What's the pinnacle of dog training?

I've been following the Jordan Shelley story and have seen him ask you what courses he should go on. I'd love to be the best dog trainer I can be, what are the best qualifications to take? Are there any that can be done remotely as I have kids and will need to study part time.
Do I need any qualifications to study? I want to do this properly.
If money and time was no object, what would be the Harvard or Oxford and Cambridge of dog training and why?
Emma Gordon by email


  1. Hmm, this is a tricky one! There are several self-regulated 'institutions' that offer their own courses, but as yet no industry standard or baseline requirements for what sorts of qualifications a dog trainer should have, and the quality and worth of the courses offered by these institutions can be variable.

    I've been looking into them for years now as I'm a dog trainer myself and like to ensure my knowledge is as up-to-date as possible, but am limited to distance learning courses or short workshops due to my personal circumstances, and the courses on offer can be limited and it can be hard to know what to take.

    I've personally done a COAPE course on running classes and training, and I did find it interesting, but the materials were a little limited. I'm currently doing some of Kay Laurence's online COLLAR courses through her Learning About Dogs organisation, and these are always thought provoking as they're based primarily on online discussion of the course materials, so you really get a sense of participation. I know the COMPASS organisation offer some courses that look interesting, but I haven't personally tried them out yet. James O'Heare's Companion Animal Sciences Institute courses look fascinating, and appear to be using cutting edge science, so from a content and learning point of view these look great and are done by distance learning, but as they're American whether they'd hold any weight over here is another matter...then again without industry regulated requirements, it's a matter for debate as to whether any of these courses hold any weight really!
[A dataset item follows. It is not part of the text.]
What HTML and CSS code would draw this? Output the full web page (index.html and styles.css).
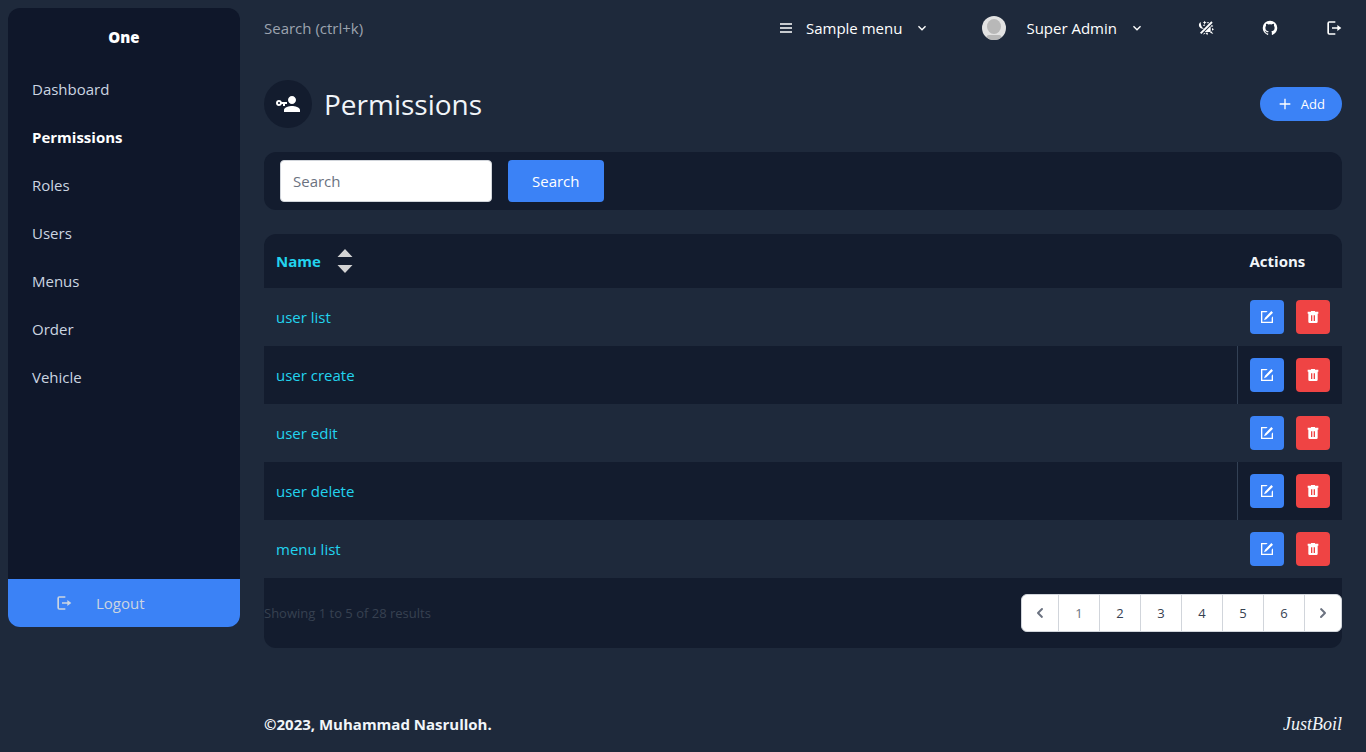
FILE: index.html
```html
<!DOCTYPE html>
<html lang="en">
<head>
<meta charset="utf-8">
<meta name="viewport" content="width=device-width, initial-scale=1">
<title>Permissions - One</title>
<link rel="stylesheet" href="styles.css">
</head>
<body>
<svg class="sprite" aria-hidden="true">
  <symbol id="exit" viewBox="0 0 24 24"><path d="M5 2h9v2H4.500v16H14v2H5q-3 0-3-3V5q0-3 3-3ZM9 10.800h8V7.500l6 4.500-6 4.500v-3.300H9Z"/></symbol>
  <symbol id="down" viewBox="0 0 24 24"><path d="M7.410 8.580 12 13.170l4.590-4.590L18 10l-6 6-6-6 1.410-1.420Z"/></symbol>
  <symbol id="edit" viewBox="0 0 24 24"><path d="M3 3h10l-2 2H5v14h14v-6l2-2v10H3V3ZM18.500 3l2.500 2.500L11 15.500 7.500 17 9 13Z"/></symbol>
  <symbol id="trash" viewBox="0 0 24 24"><path fill-rule="evenodd" d="M9 3h6v1h5v3H4V4h5ZM5 7h14v12q0 2-2 2H7q-2 0-2-2V7Zm4 2.500v8.500h2V9.500H9Zm4 0v8.500h2V9.500h-2Z"/></symbol>
</svg>
<div class="layout">
  <aside class="sidebar">
    <div class="brand">One</div>
    <nav class="side-nav" aria-label="Main">
      <a href="#">Dashboard</a>
      <a href="#" class="active" aria-current="page">Permissions</a>
      <a href="#">Roles</a>
      <a href="#">Users</a>
      <a href="#">Menus</a>
      <a href="#">Order</a>
      <a href="#">Vehicle</a>
    </nav>
    <a href="#" class="side-logout"><svg class="icon" aria-hidden="true"><use href="#exit"/></svg><span>Logout</span></a>
  </aside>
  <div class="page">
    <header class="topbar">
      <input class="quick-search" type="text" placeholder="Search (ctrl+k)" aria-label="Quick search">
      <nav class="top-nav" aria-label="Account">
        <a href="#" class="top-link"><svg class="icon" viewBox="0 0 24 24" aria-hidden="true"><path d="M3 5h18v2H3ZM3 11h18v2H3ZM3 17h18v2H3Z"/></svg><span>Sample menu</span><svg class="icon" aria-hidden="true"><use href="#down"/></svg></a>
        <a href="#" class="top-link user"><svg class="avatar" viewBox="0 0 24 24" aria-hidden="true"><defs><clipPath id="round"><circle cx="12" cy="12" r="12"/></clipPath></defs><g clip-path="url(#round)"><path fill="#e2e2e2" d="M0 0h24v24H0z"/><ellipse cx="12" cy="10.500" rx="7" ry="7.400" fill="#b8b8b8"/><path fill="#b8b8b8" d="M4 24q0-5 3-5h10q3 0 3 5Z"/></g></svg><span>Super Admin</span><svg class="icon" aria-hidden="true"><use href="#down"/></svg></a>
        <a href="#" class="top-icon" aria-label="Light or dark"><svg class="icon" viewBox="0 0 24 24" aria-hidden="true"><path d="M20 2 22 4 5 21 3 19ZM4 3Q0 6 2 10q2 4 7 3-5-2-5-10ZM10 1l1 2 2 .5-2 1L10 7 9 4.500 7 3.500 9 3ZM14 3h2v2h-2ZM8 7h2v2H8ZM19 9v9h-9l9-9ZM20 7l3 2-3 2ZM21 12l3 2-3 2ZM20 17l3 4-5-2ZM15 19l-1 4-3-4ZM9 19l-1 3 3-2Z"/></svg></a>
        <a href="#" class="top-icon" aria-label="GitHub"><svg class="icon" viewBox="1 1 22 22" aria-hidden="true"><path d="M12 2A10 10 0 0 0 2 12c0 4.420 2.870 8.170 6.840 9.500.5.080.66-.23.66-.5v-1.690c-2.770.6-3.360-1.340-3.360-1.340-.46-1.160-1.110-1.470-1.110-1.470-.91-.62.070-.6.070-.6 1 .070 1.530 1.030 1.530 1.030.87 1.520 2.340 1.070 2.910.83.090-.65.350-1.090.63-1.340-2.220-.25-4.550-1.110-4.550-4.920 0-1.110.38-2 1.030-2.710-.1-.25-.45-1.290.1-2.640 0 0 .84-.27 2.750 1.020a9.560 9.560 0 0 1 5 0c1.910-1.290 2.750-1.020 2.750-1.020.55 1.350.2 2.390.1 2.640.65.710 1.030 1.600 1.030 2.710 0 3.820-2.340 4.660-4.570 4.910.36.310.69.920.69 1.850V21c0 .27.160.59.670.5C19.140 20.160 22 16.420 22 12A10 10 0 0 0 12 2Z"/></svg></a>
        <a href="#" class="top-icon last" aria-label="Log out"><svg class="icon" aria-hidden="true"><use href="#exit"/></svg></a>
      </nav>
    </header>
    <main class="content">
      <div class="title-row">
        <div class="title">
          <span class="title-icon"><svg viewBox="0 0 24 24" aria-hidden="true"><path d="M11 10v2H9v2H7v-2H5.800c-.4 1.200-1.500 2-2.800 2-1.700 0-3-1.300-3-3s1.300-3 3-3c1.300 0 2.400.8 2.800 2H11m-8 0c-.6 0-1 .4-1 1s.4 1 1 1 1-.4 1-1-.4-1-1-1m13 4c2.700 0 8 1.300 8 4v2H8v-2c0-2.700 5.300-4 8-4m0-2c-2.200 0-4-1.800-4-4s1.800-4 4-4 4 1.800 4 4-1.800 4-4 4Z"/></svg></span>
          <h1>Permissions</h1>
        </div>
        <a href="#" class="add"><svg class="icon" viewBox="0 0 24 24" aria-hidden="true"><path d="M20 13h-7v7h-2v-7H4v-2h7V4h2v7h7v2Z"/></svg><span>Add</span></a>
      </div>
      <form class="filter">
        <input type="text" placeholder="Search" aria-label="Search permissions">
        <button type="button">Search</button>
      </form>
      <section class="card">
        <table>
          <thead><tr><th><a href="#" class="sort">Name <svg viewBox="0 0 16 24" aria-hidden="true"><path d="M8 0 15.500 8H.5ZM8 24 .5 16h15Z"/></svg></a></th><th class="actions-head">Actions</th></tr></thead>
          <tbody>
            <tr><td><a href="#">user list</a></td><td><div class="actions"><a href="#" class="edit" aria-label="Edit"><svg class="icon"><use href="#edit"/></svg></a><button class="delete" type="button" aria-label="Delete"><svg class="icon"><use href="#trash"/></svg></button></div></td></tr>
            <tr><td><a href="#">user create</a></td><td><div class="actions"><a href="#" class="edit" aria-label="Edit"><svg class="icon"><use href="#edit"/></svg></a><button class="delete" type="button" aria-label="Delete"><svg class="icon"><use href="#trash"/></svg></button></div></td></tr>
            <tr><td><a href="#">user edit</a></td><td><div class="actions"><a href="#" class="edit" aria-label="Edit"><svg class="icon"><use href="#edit"/></svg></a><button class="delete" type="button" aria-label="Delete"><svg class="icon"><use href="#trash"/></svg></button></div></td></tr>
            <tr><td><a href="#">user delete</a></td><td><div class="actions"><a href="#" class="edit" aria-label="Edit"><svg class="icon"><use href="#edit"/></svg></a><button class="delete" type="button" aria-label="Delete"><svg class="icon"><use href="#trash"/></svg></button></div></td></tr>
            <tr><td><a href="#">menu list</a></td><td><div class="actions"><a href="#" class="edit" aria-label="Edit"><svg class="icon"><use href="#edit"/></svg></a><button class="delete" type="button" aria-label="Delete"><svg class="icon"><use href="#trash"/></svg></button></div></td></tr>
          </tbody>
        </table>
        <div class="card-foot">
          <p>Showing 1 to 5 of 28 results</p>
          <nav class="pager" aria-label="Pagination">
            <a href="#" class="step" aria-label="Previous"><svg viewBox="0 0 20 20"><path d="M12.700 5.300a1 1 0 0 1 0 1.400L9.400 10l3.300 3.300a1 1 0 0 1-1.400 1.400l-4-4a1 1 0 0 1 0-1.400l4-4a1 1 0 0 1 1.400 0Z"/></svg></a>
            <a href="#" class="current" aria-current="page">1</a><a href="#">2</a><a href="#">3</a><a href="#">4</a><a href="#">5</a><a href="#">6</a>
            <a href="#" class="step" aria-label="Next"><svg viewBox="0 0 20 20"><path d="M7.300 14.700a1 1 0 0 1 0-1.400l3.300-3.300-3.300-3.300a1 1 0 0 1 1.400-1.400l4 4a1 1 0 0 1 0 1.400l-4 4a1 1 0 0 1-1.400 0Z"/></svg></a>
          </nav>
        </div>
      </section>
    </main>
    <footer class="footer"><b>©2023, Muhammad Nasrulloh.</b><a href="#" class="maker">JustBoil</a></footer>
  </div>
</div>
</body>
</html>
```
FILE: styles.css
```css
* { box-sizing: border-box; }
body {
  margin: 0;
  background: #1e293b;
  color: #f1f5f9;
  font: 15px/24px "Open Sans", "Noto Sans", sans-serif;
}
a { color: inherit; text-decoration: none; }
svg { display: block; fill: currentColor; flex: none; }
button, input { font: inherit; border: 0; margin: 0; }
.sprite { position: absolute; width: 0; height: 0; }
.icon { width: 16px; height: 16px; }

.layout { display: flex; align-items: flex-start; min-height: 100vh; }
.sidebar {
  display: flex;
  flex-direction: column;
  flex: none;
  width: 232px;
  min-height: calc(100vh - 133px);
  margin: 8px 0 0 8px;
  border-radius: 12px;
  overflow: hidden;
  background: #0f172a;
}
.brand { padding: 17px 0 16px; text-align: center; font-weight: 800; color: #fff; }
.side-nav { display: flex; flex-direction: column; flex: 1; color: #cbd5e1; }
.side-nav a { padding: 12px 24px; }
.side-nav .active { color: #fff; font-weight: 700; }
.side-logout {
  display: flex;
  align-items: center;
  gap: 24px;
  padding: 12px 48px;
  background: #3b82f6;
  color: #cbd5e1;
}

.page { flex: 1; min-width: 0; padding: 0 24px; }
.topbar { display: flex; justify-content: space-between; align-items: center; height: 56px; }
.quick-search { width: 200px; padding: 0; background: transparent; color: #fff; }
.quick-search::placeholder { color: #9ca3af; opacity: 1; }
.top-nav { display: flex; align-items: center; color: #fff; }
.top-link { display: flex; align-items: center; gap: 12px; }
.user { margin-left: 52px; }
.avatar { width: 24px; height: 24px; margin-right: 8px; }
.top-icon { margin-left: 48px; }
.user + .top-icon { margin-left: 53px; }

.title-row { display: flex; justify-content: space-between; align-items: center; margin: 24px 0; }
.title { display: flex; align-items: center; gap: 12px; }
.title-icon {
  display: grid;
  place-items: center;
  width: 48px;
  height: 48px;
  border-radius: 50%;
  background: #131c2e;
  color: #fff;
}
.title-icon svg { width: 24px; height: 24px; }
h1 { margin: 0; font-size: 28px; line-height: 36px; font-weight: 400; }
.add {
  display: flex;
  align-items: center;
  gap: 8px;
  padding: 5px 17px;
  border-radius: 17px;
  background: #3b82f6;
  color: #fff;
  font-size: 13px;
}
.filter {
  display: flex;
  gap: 16px;
  margin-bottom: 24px;
  padding: 8px 16px;
  border-radius: 12px;
  background: #131c2e;
}
.filter input {
  width: 212px;
  height: 42px;
  padding: 8px 12px;
  border: 1px solid #d1d5db;
  border-radius: 4px;
  background: #fff;
}
.filter input::placeholder { color: #6b7280; opacity: 1; }
.filter button { padding: 8px 24px; border-radius: 4px; background: #3b82f6; color: #fff; }

.card { border-radius: 12px; overflow: hidden; background: #131c2e; }
table { width: 100%; border-collapse: collapse; }
th { height: 54px; padding: 0 12px; text-align: left; font-weight: 700; }
.actions-head { width: 104px; }
.sort { display: flex; align-items: center; gap: 16px; color: #22d3ee; }
.sort svg { width: 16px; height: 24px; color: #d3d3d3; }
td { height: 58px; padding: 12px; }
td > a { color: #22d3ee; }
tbody tr:nth-child(odd) { background: #1e293b; }
tbody tr:nth-child(even) td:last-child { border-left: 1px solid #334155; }
.actions { display: flex; justify-content: flex-end; gap: 12px; }
.edit, .delete {
  display: grid;
  place-items: center;
  width: 34px;
  height: 34px;
  padding: 0;
  border-radius: 4px;
  background: #3b82f6;
  color: #fff;
}
.delete { background: #ef4444; }
.card-foot { display: flex; justify-content: space-between; align-items: center; padding: 16px 0; }
.card-foot p { margin: 0; font-size: 13px; color: #374151; }
.pager {
  display: flex;
  border: 1px solid #d1d5db;
  border-radius: 6px;
  overflow: hidden;
  background: #fff;
  color: #374151;
  font-size: 13px;
}
.pager a { display: grid; place-items: center; width: 41px; height: 36px; border-right: 1px solid #d1d5db; }
.pager .step { width: 37px; color: #6b7280; }
.pager a:last-child { width: 36px; border-right: 0; }
.pager .current { color: #6b7280; }
.pager svg { width: 20px; height: 20px; }

.footer { display: flex; justify-content: space-between; align-items: center; padding: 56px 0 8px; }
.footer b { font-weight: 700; }
.maker { font: italic 18px/40px "Liberation Serif", serif; }
```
    If money and time were no object, personally I'd look at doing a proper university degree in behavioural sciences or animal behaviour and take it from there, but unfortunately there isn't yet a distance learning degree in this field.

  2. I've been toying with the idea of doing a similar course and the one I'm interested in is this one - Advanced Diploma in Canine Behaviour Management offered by Compass.

    If you don't want to launch straight into an advanced qualification they also offer a Canine Behaviour and Psychology certificate then a Higher Diploma in Cynology.

    My husband is a dog walker / pet sitter and has completed both the Compass Professional Dog Walker Diploma and the Compass Professional Pet Sitter Diploma. I do like the look of their courses and they seem to be well respected. My only concern is the notes Ian had referred to dominance theory, which neither of us support. However, he just wrote his answers to reflect his opinion and this didn't cause any problem.

  3. You can do anything from a 2 day workshop right up to a PhD so it really depends on what you are aiming for, how much you can pay and what time you can devote to learning. Compass and COAPE courses have good reputations but the gold standard would be degree level courses. I am in my third year Bishop Burton College who run a foundation degree and full honours degree in canine behaviour in training both of which are part-time distance learning. For me it was the only one which I could fit in around my own business and family. There are more options at this link but For general animal behaviour sciences there are many more choices but if your aim is dog training then canine specific may be best. Also remember that in ten years or so the industry is likely to be far more regulated so you will need a qualification from an accredited course.